Campus advising is an issue that affects every student. Students who receive great advising often have a clear focus, more tangible goals, are more satisfied with their collegiate experience and are more likely to graduate in four years. Students who receive substandard advising often feel unsure of their direction or major and are far less likely to graduate in four years. Poor advising also leads to frustration and resentment on the part of students.
In an Oct. 31 interview, Dean of Students Luoluo Hong noted that many students have approached her with concerns about advising and to recount their own tales of advising woe. In the absence of a valuable advising experience, some students even seek her advice or suggestions.
Additionally, taking a random poll on any street on campus will almost assuredly yield stories from students about poor advising experiences or a complete lack of advising experiences altogether. It seems as though every UW student has had at least one bad advising experience sometime between SOAR and graduation.
While the issue of advising on campus is complex, it certainly can be improved. According to Dean Hong, the College of Agricultural & Life Sciences receives few complaints from students about its advising services. On the other hand, the advising in both College of Letters and Sciences and Cross-College Advising Services are common sources of grumbling from students. Part of this seems to be due to the fact that L&S is so large.
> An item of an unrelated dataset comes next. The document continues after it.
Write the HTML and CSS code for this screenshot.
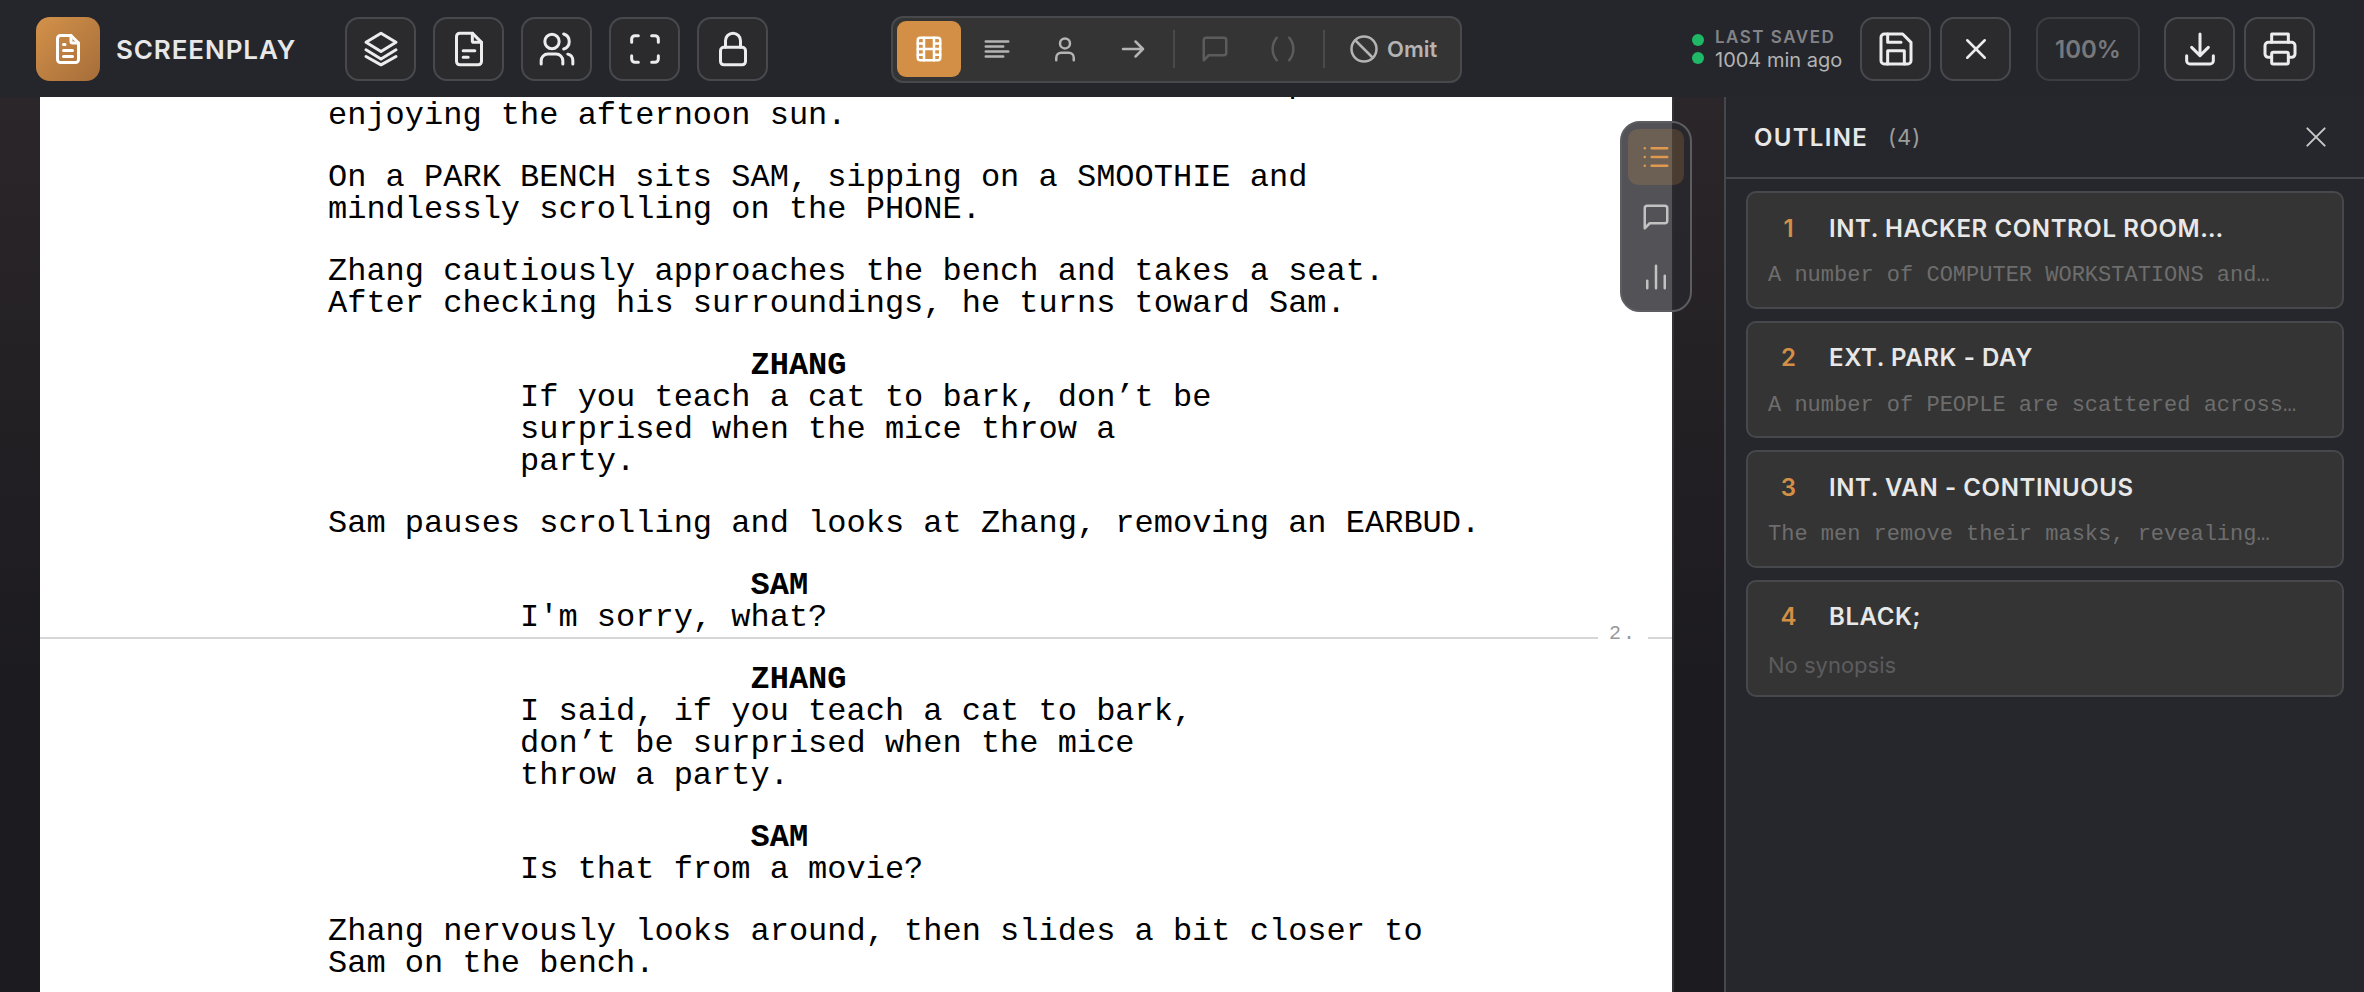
FILE: index.html
```html
<!DOCTYPE html>
<html lang="en">
<head>
<meta charset="utf-8">
<title>Screenplay</title>
<link rel="stylesheet" href="styles.css">
</head>
<body>
<div class="app">
  <header class="topbar">
    <div class="brand">
      <div class="logo"><svg class="ic32" viewBox="0 0 24 24"><path d="M14 3v4a1 1 0 0 0 1 1h4"/><path d="M17 21H7a2 2 0 0 1-2-2V5a2 2 0 0 1 2-2h7l5 5v11a2 2 0 0 1-2 2z"/><path d="M9 9h1M9 13h6M9 17h6"/></svg></div>
      <span class="brand-name">SCREENPLAY</span>
    </div>
    <div class="tools">
      <button class="btn"><svg class="ic36" viewBox="0 0 24 24"><path d="M12 2.500 3 8l9 5.500L21 8l-9-5.500z"/><path d="m3 12.500 9 5.500 9-5.500"/><path d="m3 16.500 9 5 9-5"/></svg></button>
      <button class="btn"><svg class="ic36" viewBox="0 0 24 24"><path d="M14 2.500v4.500a1 1 0 0 0 1 1h4.500"/><path d="M17.500 21.500h-11a2 2 0 0 1-2-2v-15a2 2 0 0 1 2-2H14L19.500 8v11.500a2 2 0 0 1-2 2z"/><path d="M8.500 13h7M8.500 17h3"/></svg></button>
      <button class="btn"><svg class="ic36" viewBox="0 0 24 24"><circle cx="9" cy="7.500" r="4.300"/><path d="M2.500 21v-2a4 4 0 0 1 4-4h5a4 4 0 0 1 4 4v2"/><path d="M16 3a4.700 4.700 0 0 1 0 9"/><path d="M21.500 21v-2a4 4 0 0 0-3-3.900"/></svg></button>
      <button class="btn"><svg class="ic36" viewBox="0 0 24 24"><path d="M4 8V6a2 2 0 0 1 2-2h2M4 16v2a2 2 0 0 0 2 2h2M16 4h2a2 2 0 0 1 2 2v2M16 20h2a2 2 0 0 0 2-2v-2"/></svg></button>
      <button class="btn"><svg class="ic36" viewBox="0 0 24 24"><rect x="4.500" y="11" width="15" height="10.500" rx="2"/><path d="M7.500 11V7a4.500 4.500 0 0 1 9 0v4"/></svg></button>
    </div>
    <div class="format">
      <button class="fbtn active"><svg class="ic30" viewBox="0 0 24 24"><rect x="3" y="3" width="18" height="18" rx="2"/><path d="M8 3v18M16 3v18M3 12h18M3 7.500h5M3 16.500h5M16 7.500h5M16 16.500h5"/></svg></button>
      <button class="fbtn"><svg class="ic30" viewBox="0 0 24 24"><path d="M3 6h18M3 10h14M3 14h18M3 18h14"/></svg></button>
      <button class="fbtn"><svg class="ic30" viewBox="0 0 24 24"><circle cx="12" cy="7.500" r="4"/><path d="M5 21v-2a4 4 0 0 1 4-4h6a4 4 0 0 1 4 4v2"/></svg></button>
      <button class="fbtn"><svg class="ic30" viewBox="0 0 24 24"><path d="M4 12h16M14 6l6 6-6 6"/></svg></button>
      <span class="sep"></span>
      <button class="fbtn off"><svg class="ic30" viewBox="0 0 24 24"><path d="M21 15a2 2 0 0 1-2 2H7l-4 4V5a2 2 0 0 1 2-2h14a2 2 0 0 1 2 2z"/></svg></button>
      <button class="fbtn off"><svg class="ic30" viewBox="0 0 24 24"><path d="M7 3a14 14 0 0 0 0 18M17 3a14 14 0 0 1 0 18"/></svg></button>
      <span class="sep"></span>
      <button class="fbtn omit"><svg class="ic30" viewBox="0 0 24 24"><circle cx="12" cy="12" r="10"/><path d="m5 5 14 14"/></svg><span>Omit</span></button>
    </div>
    <div class="status">
      <div class="dots"><i></i><i></i></div>
      <div class="saved"><span class="saved-label">LAST SAVED</span><span class="saved-time">1004 min ago</span></div>
    </div>
    <div class="pair">
      <button class="btn"><svg class="ic36" viewBox="0 0 24 24"><path d="M6 3h10l5 5v11a2 2 0 0 1-2 2H5a2 2 0 0 1-2-2V5a2 2 0 0 1 2-2z"/><path d="M7 21v-8h10v8M7 3v5h8"/></svg></button>
      <button class="btn"><svg class="ic30" viewBox="0 0 24 24"><path d="M5 5l14 14M19 5 5 19"/></svg></button>
    </div>
    <button class="btn zoom">100%</button>
    <div class="pair">
      <button class="btn"><svg class="ic36" viewBox="0 0 24 24"><path d="M4 16v3a2 2 0 0 0 2 2h12a2 2 0 0 0 2-2v-3"/><path d="m7 11 5 5 5-5M12 3v13"/></svg></button>
      <button class="btn"><svg class="ic36" viewBox="0 0 24 24"><path d="M7 8V3h10v5"/><path d="M7 17H5a2 2 0 0 1-2-2v-5a2 2 0 0 1 2-2h14a2 2 0 0 1 2 2v5a2 2 0 0 1-2 2h-2"/><rect x="7" y="14" width="10" height="7" rx="1"/></svg></button>
    </div>
  </header>
  <div class="main">
    <section class="workspace">
      <article class="page">
        <p class="action">A number of PEOPLE are scattered across the local park<br>enjoying the afternoon sun.</p>
        <p class="action">On a PARK BENCH sits SAM, sipping on a SMOOTHIE and<br>mindlessly scrolling on the PHONE.</p>
        <p class="action">Zhang cautiously approaches the bench and takes a seat.<br>After checking his surroundings, he turns toward Sam.</p>
        <p class="cue">ZHANG</p>
        <p class="dialog">If you teach a cat to bark, don’t be<br>surprised when the mice throw a<br>party.</p>
        <p class="action">Sam pauses scrolling and looks at Zhang, removing an EARBUD.</p>
        <p class="cue">SAM</p>
        <p class="dialog tight">I'm sorry, what?</p>
        <div class="break"><span class="rule"></span><span class="pnum">2.</span><span class="rule end"></span></div>
        <p class="cue">ZHANG</p>
        <p class="dialog">I said, if you teach a cat to bark,<br>don’t be surprised when the mice<br>throw a party.</p>
        <p class="cue">SAM</p>
        <p class="dialog">Is that from a movie?</p>
        <p class="action">Zhang nervously looks around, then slides a bit closer to<br>Sam on the bench.</p>
      </article>
      <nav class="sidetools">
        <button class="sbtn on"><svg class="ic30" viewBox="0 0 24 24"><path d="M8.500 5H21M8.500 12H21M8.500 19H21"/><path d="M3 5h.01M3 12h.01M3 19h.01"/></svg></button>
        <button class="sbtn"><svg class="ic30" viewBox="0 0 24 24"><path d="M21 15a2 2 0 0 1-2 2H7l-4 4V5a2 2 0 0 1 2-2h14a2 2 0 0 1 2 2z"/></svg></button>
        <button class="sbtn"><svg class="ic30" viewBox="0 0 24 24"><path d="M5 21v-6M12 21V3M19 21V11"/></svg></button>
      </nav>
    </section>
    <aside class="outline">
      <div class="outline-head">
        <h2>OUTLINE</h2><span class="count">(4)</span>
        <svg class="ic26 close" viewBox="0 0 24 24"><path d="M4 4l16 16M20 4 4 20"/></svg>
      </div>
      <div class="cards">
        <div class="card"><div class="card-top"><span class="num">1</span><span class="scene">INT. HACKER CONTROL ROOM…</span></div><p class="syn">A number of COMPUTER WORKSTATIONS and…</p></div>
        <div class="card"><div class="card-top"><span class="num">2</span><span class="scene">EXT. PARK - DAY</span></div><p class="syn">A number of PEOPLE are scattered across…</p></div>
        <div class="card"><div class="card-top"><span class="num">3</span><span class="scene">INT. VAN - CONTINUOUS</span></div><p class="syn">The men remove their masks, revealing…</p></div>
        <div class="card"><div class="card-top"><span class="num">4</span><span class="scene">BLACK;</span></div><p class="syn none">No synopsis</p></div>
      </div>
    </aside>
  </div>
</div>
</body>
</html>
```

FILE: styles.css
```css
* { box-sizing: border-box; }
html, body { margin: 0; height: 100%; background: #25262b; overflow: hidden; }
body { font-family: Inter, "Liberation Sans", sans-serif; }
p, h2 { margin: 0; }
button { font: inherit; padding: 0; cursor: pointer; }
svg { fill: none; stroke: currentColor; stroke-width: 2; stroke-linecap: round; stroke-linejoin: round; flex: none; display: block; }
.ic26 { width: 26px; height: 26px; }
.ic30 { width: 30px; height: 30px; }
.ic32 { width: 36px; height: 36px; }
.ic36 { width: 40px; height: 40px; stroke-width: 1.8; }

.app { display: flex; flex-direction: column; height: 992px; overflow: hidden; }

.topbar { height: 97px; flex: none; display: flex; align-items: center; padding: 1px 0 0 36px; background: #25262b; position: relative; z-index: 3; }
.brand { display: flex; align-items: center; gap: 16px; width: 309px; }
.logo { width: 64px; height: 64px; border-radius: 14px; background: linear-gradient(135deg, #d4924a, #a56d39); color: #fff; display: flex; align-items: center; justify-content: center; }
.brand-name { font-size: 26px; font-weight: 600; letter-spacing: 0.9px; color: #e8e8e8; }
.tools { display: flex; gap: 17px; width: 546px; }
.btn { width: 71px; height: 64px; border: 2px solid #48494d; border-radius: 14px; background: #2b2b2e; color: #ececec; display: flex; align-items: center; justify-content: center; }
.format { width: 571px; height: 67px; border: 2px solid #48494d; border-radius: 12px; background: #343434; display: flex; align-items: center; padding: 0 4px; gap: 4px; color: #b4b4b4; }
.fbtn { width: 64px; height: 56px; border: 0; border-radius: 9px; background: transparent; color: #b4b4b4; display: flex; align-items: center; justify-content: center; }
.fbtn.active { background: #d38f45; color: #fff; }
.fbtn.off { color: #5c5c5c; }
.fbtn.omit { width: auto; gap: 8px; padding: 0 5px 0 16px; font-size: 22px; font-weight: 600; }
.sep { width: 2px; height: 38px; background: #4a4a4c; margin: 0 4px; }

.status { display: flex; align-items: center; gap: 11px; margin-left: 230px; width: 168px; }
.dots { display: flex; flex-direction: column; gap: 6px; }
.dots i { display: block; width: 12px; height: 12px; border-radius: 50%; background: #1fb866; }
.saved { display: flex; flex-direction: column; }
.saved-label { font-size: 17px; line-height: 22px; font-weight: 600; letter-spacing: 1.5px; color: #838387; }
.saved-time { font-size: 20px; line-height: 24px; color: #b3b3b3; white-space: nowrap; }
.pair { display: flex; gap: 9px; }
.zoom { width: 104px; margin: 0 24px 0 25px; border-color: #3c3d41; background: #27282c; color: #77787c; font-size: 24px; font-weight: 600; }

.main { flex: 1; display: flex; min-height: 0; }
.workspace { width: 1724px; flex: none; position: relative; overflow: hidden; padding-left: 40px; background: linear-gradient(180deg, #2b2629 0, #1c1b20 65%); }
.page { width: 1634px; min-height: 1200px; margin-top: -29.5px; background: #fff; border-right: 2px solid #333; padding-left: 288px; color: #000; font-family: "Liberation Mono", "Courier New", monospace; font-size: 32px; line-height: 32px; }
.page p { white-space: nowrap; }
.action { margin-bottom: 30px; }
.cue { font-weight: 700; margin-left: 22ch; }
.dialog { margin-left: 10ch; margin-bottom: 30px; }
.dialog.tight { margin-bottom: 0; }
.break { display: flex; align-items: flex-start; height: 30px; margin-left: -288px; }
.rule { flex: 1; height: 2px; margin-top: 3px; background: #d6d6d6; }
.rule.end { flex: none; width: 24px; }
.pnum { width: 50px; text-align: center; margin-top: -14px; font-size: 20px; line-height: 28px; color: #999; letter-spacing: 2px; }

.sidetools { position: absolute; left: 1620px; top: 24px; width: 72px; height: 191px; border: 2px solid #5c5c61; border-radius: 20px; background: rgba(40, 40, 45, 0.8); display: flex; flex-direction: column; align-items: center; padding-top: 6px; gap: 4px; }
.sbtn { width: 56px; height: 56px; border: 0; border-radius: 10px; background: transparent; color: #c2c2c2; display: flex; align-items: center; justify-content: center; }
.sbtn.on { background: rgba(211, 143, 69, 0.2); color: #e0994f; }

.outline { flex: 1; border-left: 2px solid #46474c; background: #26272c; }
.outline-head { height: 82px; border-bottom: 2px solid #46474c; display: flex; align-items: center; padding: 0 35px 0 28px; color: #e8e8e8; }
.outline-head h2 { font-size: 24px; font-weight: 600; letter-spacing: 1.3px; }
.count { font-size: 22px; color: #9c9c9c; margin-left: 20px; letter-spacing: 1px; }
.close { margin-left: auto; color: #c8c8c8; stroke-width: 1.8; }
.cards { display: flex; flex-direction: column; gap: 12px; padding: 12px 20px 0 20px; }
.card { height: 117.5px; border: 2px solid #47484c; border-radius: 10px; background: #343434; padding: 0 20px; }
.card-top { height: 70px; display: flex; align-items: center; }
.num { width: 41px; margin-right: 20px; text-align: center; font-size: 24px; font-weight: 600; color: #d38f45; }
.scene { font-size: 24px; font-weight: 600; letter-spacing: 0.6px; color: #e8e8e8; white-space: nowrap; }
.syn { font-family: "Liberation Mono", monospace; font-size: 22px; line-height: 26px; color: #6d6d6d; white-space: nowrap; }
.syn.none { font-family: Inter, sans-serif; font-size: 22px; color: #5c5c5e; }
```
As the largest college on campus and the one in to which most freshmen are tentatively enrolled when they arrive, it is somewhat understandable why L&S advisers aren’t completely knowledgeable about all of the 70 or more majors offered in the college. Advisers in CCAS face a similar problem. They must be knowledgeable about majors in all the colleges across campus to offer useful advice.
Yet students still deserve better. Advising service coordinators on campus need to work together to figure out how to allow certain advisers, especially those in L&S, to gain expertise about a reasonable number of programs and spend more time with students. Most students don’t see an adviser in a specific program until they decide what they’re majoring in (which, in many cases, may not be until junior or senior year). With an L&S or CCAS adviser as the only campus adviser many students see for the first few years, poor advising can be catastrophic.
Administrators and other University officials, constantly stressing how important it is that more students graduate in four years, owe it to those very same students to provide helpful, insightful advising experiences. Thus far, that has largely not been the case.